> **WHAT IS ASKED**:
Copy out all the lines in the records that include the word "with".

> **DATA FOR PROCESSING**:
---*---

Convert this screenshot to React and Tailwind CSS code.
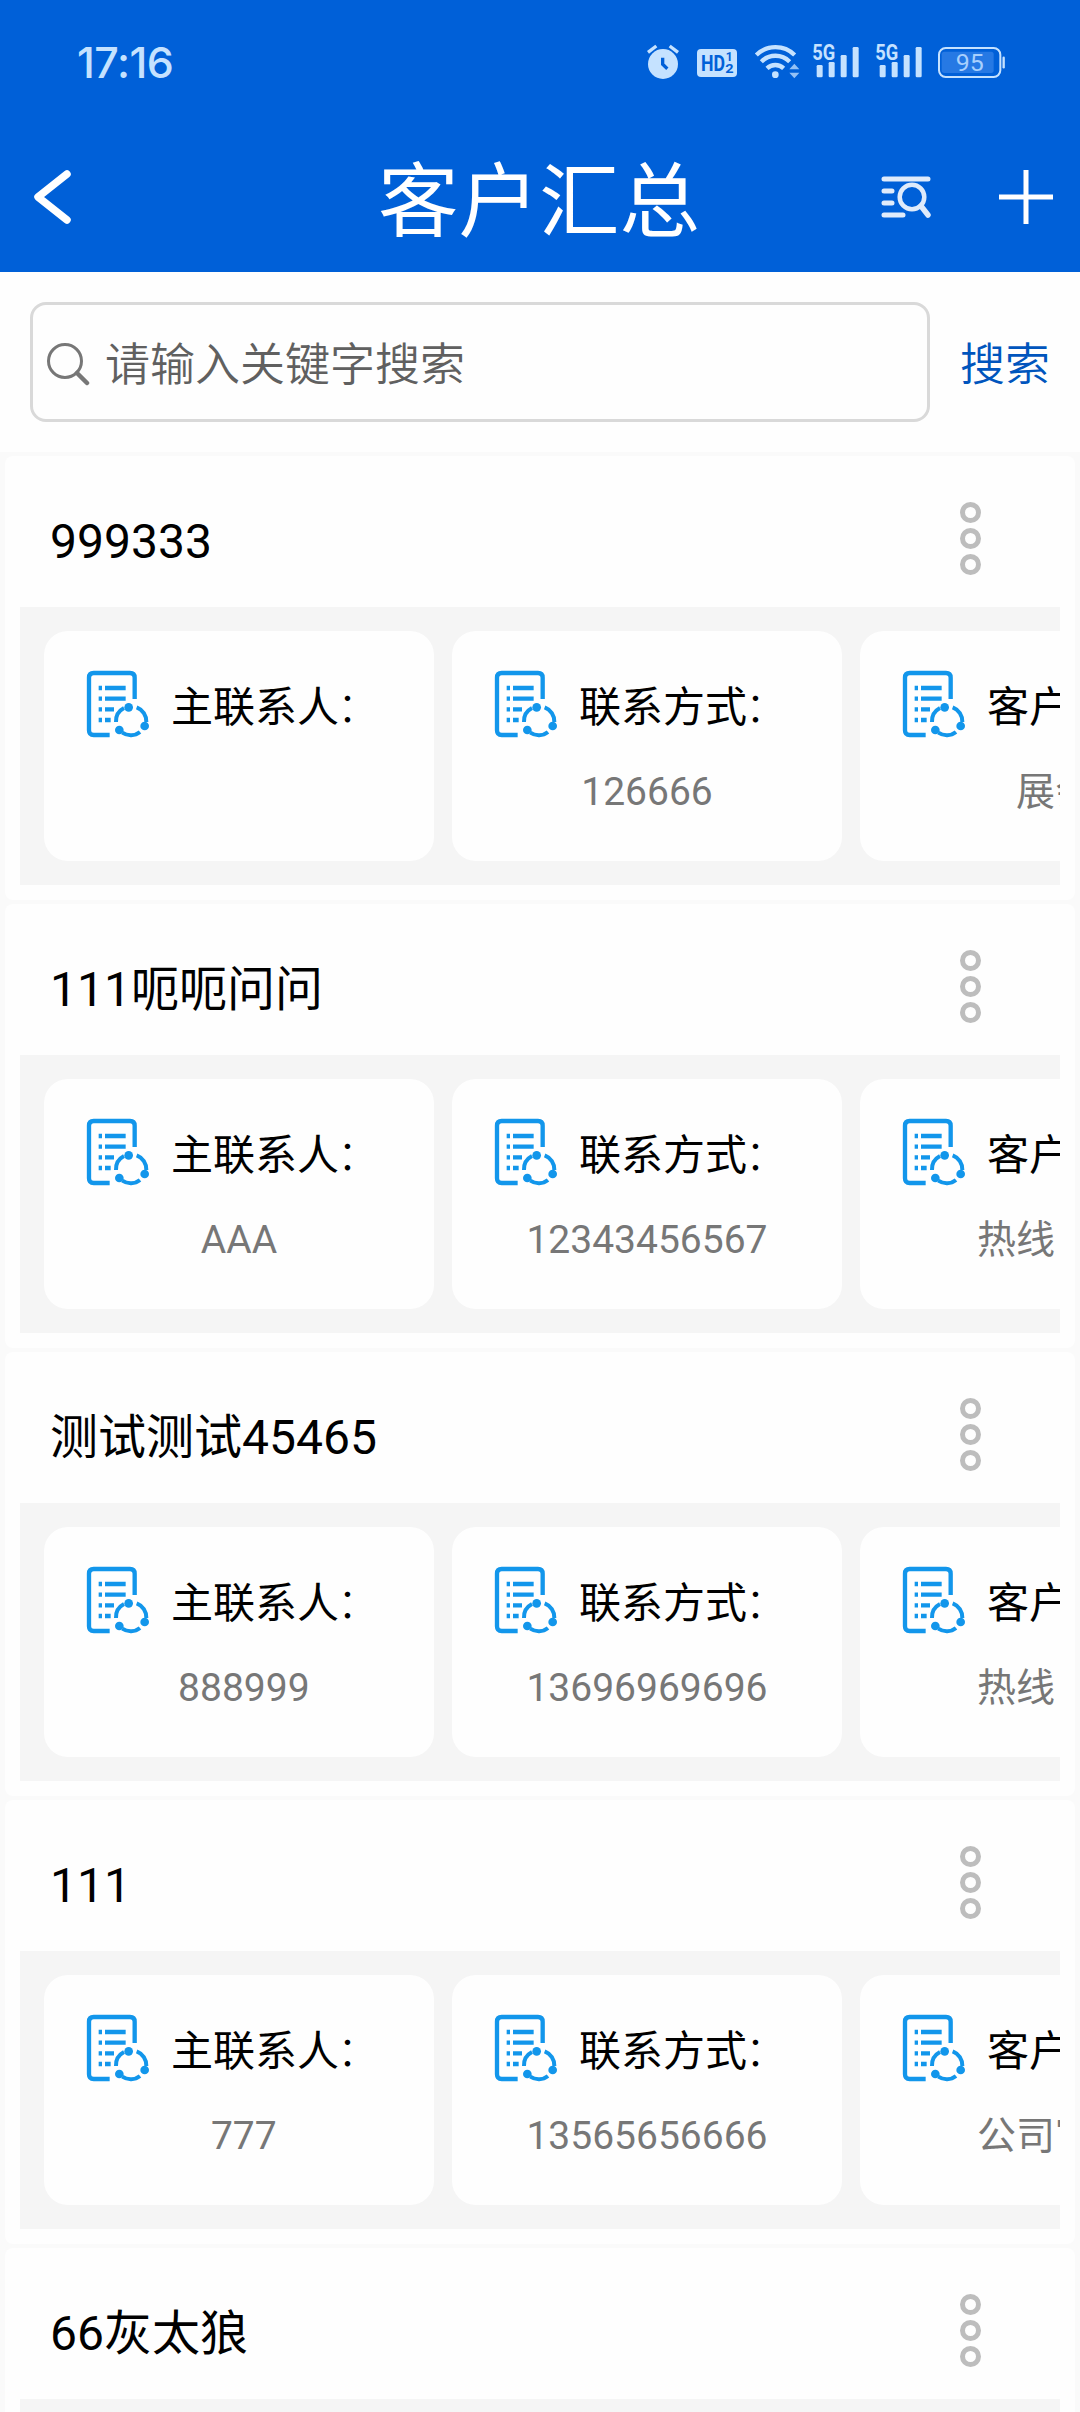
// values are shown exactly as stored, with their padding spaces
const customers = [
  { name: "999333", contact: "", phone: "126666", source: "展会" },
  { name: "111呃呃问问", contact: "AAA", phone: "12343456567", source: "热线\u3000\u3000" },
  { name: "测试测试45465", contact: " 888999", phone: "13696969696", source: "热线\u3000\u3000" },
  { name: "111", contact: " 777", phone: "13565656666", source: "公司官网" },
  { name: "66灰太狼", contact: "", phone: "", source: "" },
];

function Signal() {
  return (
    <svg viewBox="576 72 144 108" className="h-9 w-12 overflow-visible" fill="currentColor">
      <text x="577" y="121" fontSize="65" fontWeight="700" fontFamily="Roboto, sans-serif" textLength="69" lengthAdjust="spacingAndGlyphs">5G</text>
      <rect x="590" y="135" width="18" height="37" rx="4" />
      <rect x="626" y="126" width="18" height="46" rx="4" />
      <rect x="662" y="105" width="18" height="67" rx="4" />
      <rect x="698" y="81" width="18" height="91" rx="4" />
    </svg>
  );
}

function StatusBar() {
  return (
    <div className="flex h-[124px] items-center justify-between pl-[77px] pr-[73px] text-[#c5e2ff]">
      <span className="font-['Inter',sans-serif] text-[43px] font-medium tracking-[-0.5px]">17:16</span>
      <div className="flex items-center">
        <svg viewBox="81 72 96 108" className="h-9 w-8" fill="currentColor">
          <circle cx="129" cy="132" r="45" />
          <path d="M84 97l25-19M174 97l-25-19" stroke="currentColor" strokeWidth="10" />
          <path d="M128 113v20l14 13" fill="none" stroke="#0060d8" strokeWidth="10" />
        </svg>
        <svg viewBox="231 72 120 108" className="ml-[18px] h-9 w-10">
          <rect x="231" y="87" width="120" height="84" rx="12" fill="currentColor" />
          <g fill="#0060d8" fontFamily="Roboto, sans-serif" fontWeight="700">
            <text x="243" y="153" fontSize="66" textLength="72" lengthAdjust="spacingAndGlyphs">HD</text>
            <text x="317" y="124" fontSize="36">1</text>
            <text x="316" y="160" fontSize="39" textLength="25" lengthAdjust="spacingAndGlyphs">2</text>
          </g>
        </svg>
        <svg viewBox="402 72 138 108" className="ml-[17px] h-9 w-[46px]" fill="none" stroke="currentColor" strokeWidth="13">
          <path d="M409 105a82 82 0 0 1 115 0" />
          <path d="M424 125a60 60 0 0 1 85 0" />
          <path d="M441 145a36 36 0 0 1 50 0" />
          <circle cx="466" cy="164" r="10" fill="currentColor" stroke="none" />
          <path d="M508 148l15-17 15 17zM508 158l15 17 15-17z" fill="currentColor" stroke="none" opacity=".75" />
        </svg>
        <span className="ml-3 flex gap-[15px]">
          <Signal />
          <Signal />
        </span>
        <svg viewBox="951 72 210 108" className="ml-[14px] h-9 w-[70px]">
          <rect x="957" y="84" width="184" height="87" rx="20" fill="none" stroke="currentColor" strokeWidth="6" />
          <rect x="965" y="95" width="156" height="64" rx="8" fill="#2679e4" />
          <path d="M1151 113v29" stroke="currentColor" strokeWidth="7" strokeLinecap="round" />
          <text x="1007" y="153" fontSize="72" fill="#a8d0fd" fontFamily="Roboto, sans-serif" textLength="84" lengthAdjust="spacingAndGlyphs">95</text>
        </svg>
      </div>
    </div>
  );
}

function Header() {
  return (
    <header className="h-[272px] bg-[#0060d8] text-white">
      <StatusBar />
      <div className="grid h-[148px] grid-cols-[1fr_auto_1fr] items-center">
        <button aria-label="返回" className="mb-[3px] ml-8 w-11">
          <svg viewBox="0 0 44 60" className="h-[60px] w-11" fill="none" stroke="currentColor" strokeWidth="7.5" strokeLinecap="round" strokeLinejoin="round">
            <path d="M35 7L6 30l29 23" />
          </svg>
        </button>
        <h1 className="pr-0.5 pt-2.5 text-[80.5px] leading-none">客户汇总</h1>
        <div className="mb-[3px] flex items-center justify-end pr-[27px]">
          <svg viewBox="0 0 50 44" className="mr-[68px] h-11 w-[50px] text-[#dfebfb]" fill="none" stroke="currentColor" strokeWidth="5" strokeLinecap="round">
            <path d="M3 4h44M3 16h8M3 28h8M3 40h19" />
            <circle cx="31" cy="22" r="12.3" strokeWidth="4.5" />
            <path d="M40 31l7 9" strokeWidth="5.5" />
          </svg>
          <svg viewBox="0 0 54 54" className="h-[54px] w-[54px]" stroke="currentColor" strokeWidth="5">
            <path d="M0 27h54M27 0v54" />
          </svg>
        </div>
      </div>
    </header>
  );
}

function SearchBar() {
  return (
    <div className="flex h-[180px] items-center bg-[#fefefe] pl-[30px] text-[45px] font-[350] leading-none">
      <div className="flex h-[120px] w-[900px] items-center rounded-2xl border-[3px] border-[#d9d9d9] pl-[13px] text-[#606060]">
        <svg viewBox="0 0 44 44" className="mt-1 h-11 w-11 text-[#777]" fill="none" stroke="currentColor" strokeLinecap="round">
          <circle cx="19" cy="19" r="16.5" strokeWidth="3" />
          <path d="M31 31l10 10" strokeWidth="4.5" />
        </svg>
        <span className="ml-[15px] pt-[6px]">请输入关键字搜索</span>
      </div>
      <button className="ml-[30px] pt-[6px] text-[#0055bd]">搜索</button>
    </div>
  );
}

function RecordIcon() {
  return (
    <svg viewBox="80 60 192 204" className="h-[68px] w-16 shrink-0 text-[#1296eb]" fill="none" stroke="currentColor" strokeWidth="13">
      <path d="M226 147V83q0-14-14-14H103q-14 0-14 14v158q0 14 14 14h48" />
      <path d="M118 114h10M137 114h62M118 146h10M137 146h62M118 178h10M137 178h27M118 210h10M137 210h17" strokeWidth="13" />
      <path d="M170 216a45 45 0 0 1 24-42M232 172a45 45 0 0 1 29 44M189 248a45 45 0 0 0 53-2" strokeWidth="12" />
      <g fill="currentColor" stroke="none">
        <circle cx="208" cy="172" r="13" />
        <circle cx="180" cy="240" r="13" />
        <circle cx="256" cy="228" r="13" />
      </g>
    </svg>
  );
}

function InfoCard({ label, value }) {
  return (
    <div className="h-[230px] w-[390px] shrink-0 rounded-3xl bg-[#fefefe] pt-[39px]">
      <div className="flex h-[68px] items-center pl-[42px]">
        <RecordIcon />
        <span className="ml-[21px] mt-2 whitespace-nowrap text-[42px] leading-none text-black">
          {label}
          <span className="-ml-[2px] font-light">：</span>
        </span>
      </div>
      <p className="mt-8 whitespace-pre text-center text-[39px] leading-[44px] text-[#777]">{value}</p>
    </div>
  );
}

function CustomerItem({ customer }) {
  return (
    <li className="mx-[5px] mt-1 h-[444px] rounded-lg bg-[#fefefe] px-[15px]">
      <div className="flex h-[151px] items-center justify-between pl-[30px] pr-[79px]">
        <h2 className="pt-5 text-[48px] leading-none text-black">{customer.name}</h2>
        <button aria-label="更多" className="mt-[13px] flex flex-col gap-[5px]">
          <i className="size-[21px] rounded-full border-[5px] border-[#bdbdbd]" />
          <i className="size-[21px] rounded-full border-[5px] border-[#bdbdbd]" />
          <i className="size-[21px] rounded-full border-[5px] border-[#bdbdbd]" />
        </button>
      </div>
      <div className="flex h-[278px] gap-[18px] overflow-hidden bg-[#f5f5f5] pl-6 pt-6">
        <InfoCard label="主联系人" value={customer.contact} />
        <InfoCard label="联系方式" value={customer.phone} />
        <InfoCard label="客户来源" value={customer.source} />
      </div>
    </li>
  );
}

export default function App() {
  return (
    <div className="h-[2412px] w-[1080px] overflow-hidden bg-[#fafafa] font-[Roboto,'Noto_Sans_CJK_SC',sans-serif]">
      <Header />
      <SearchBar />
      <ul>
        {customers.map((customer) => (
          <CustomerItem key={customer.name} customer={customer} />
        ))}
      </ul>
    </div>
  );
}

---*---

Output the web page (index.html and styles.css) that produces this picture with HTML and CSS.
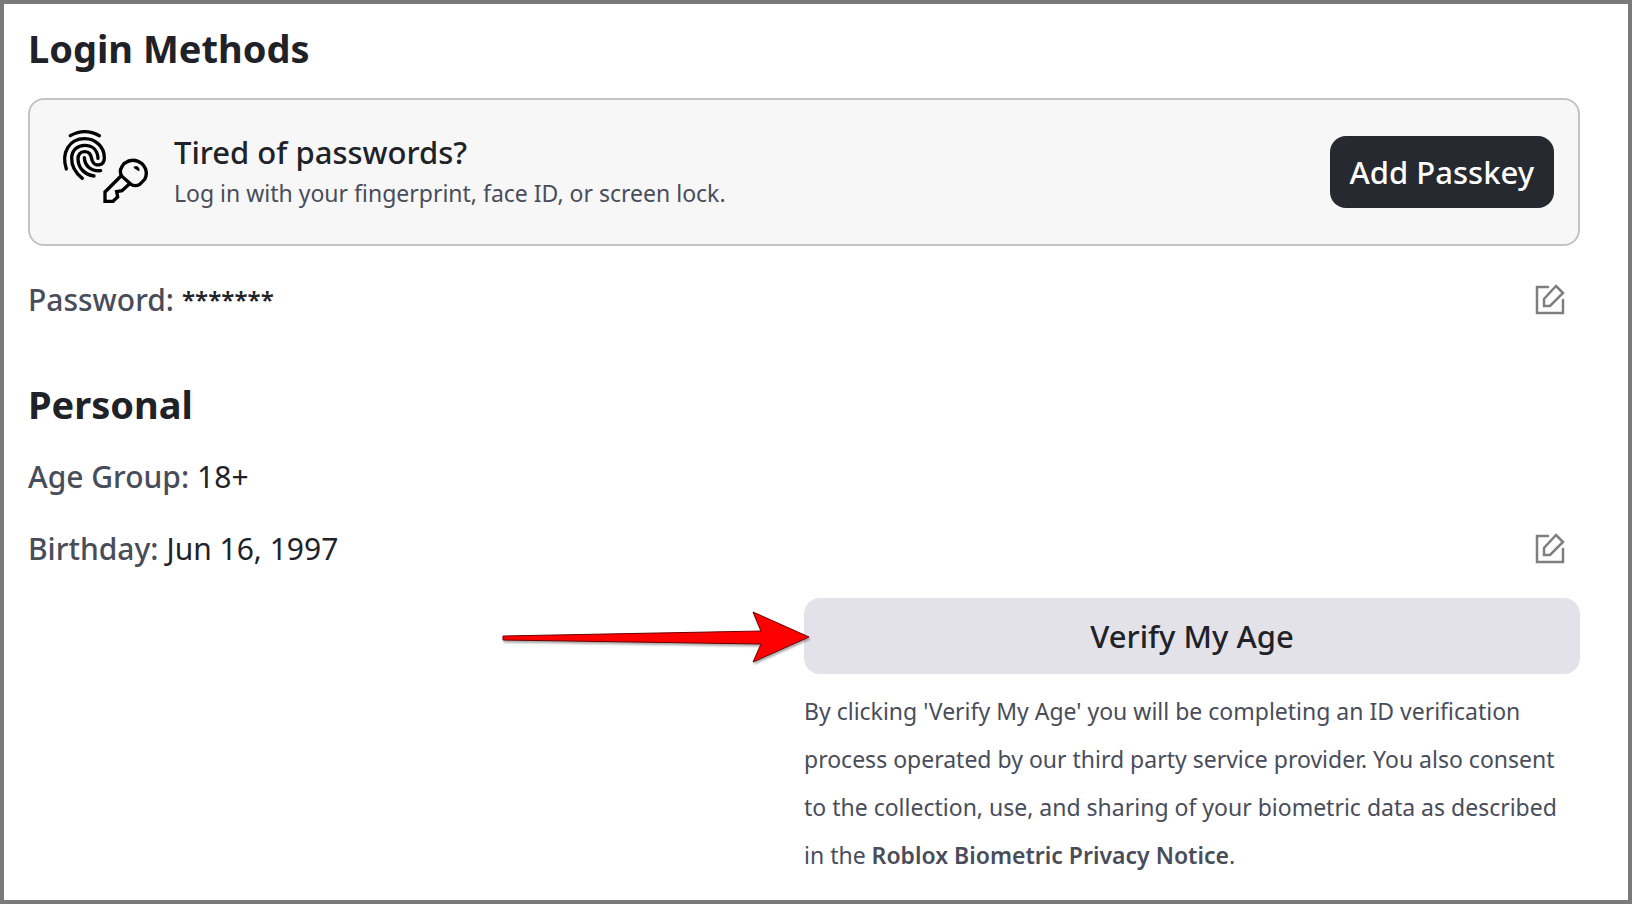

---*---

> **TASK RESULT**:
// values are shown exactly as stored, with their padding spaces
Output the web page (index.html and styles.css) that produces this picture with HTML and CSS.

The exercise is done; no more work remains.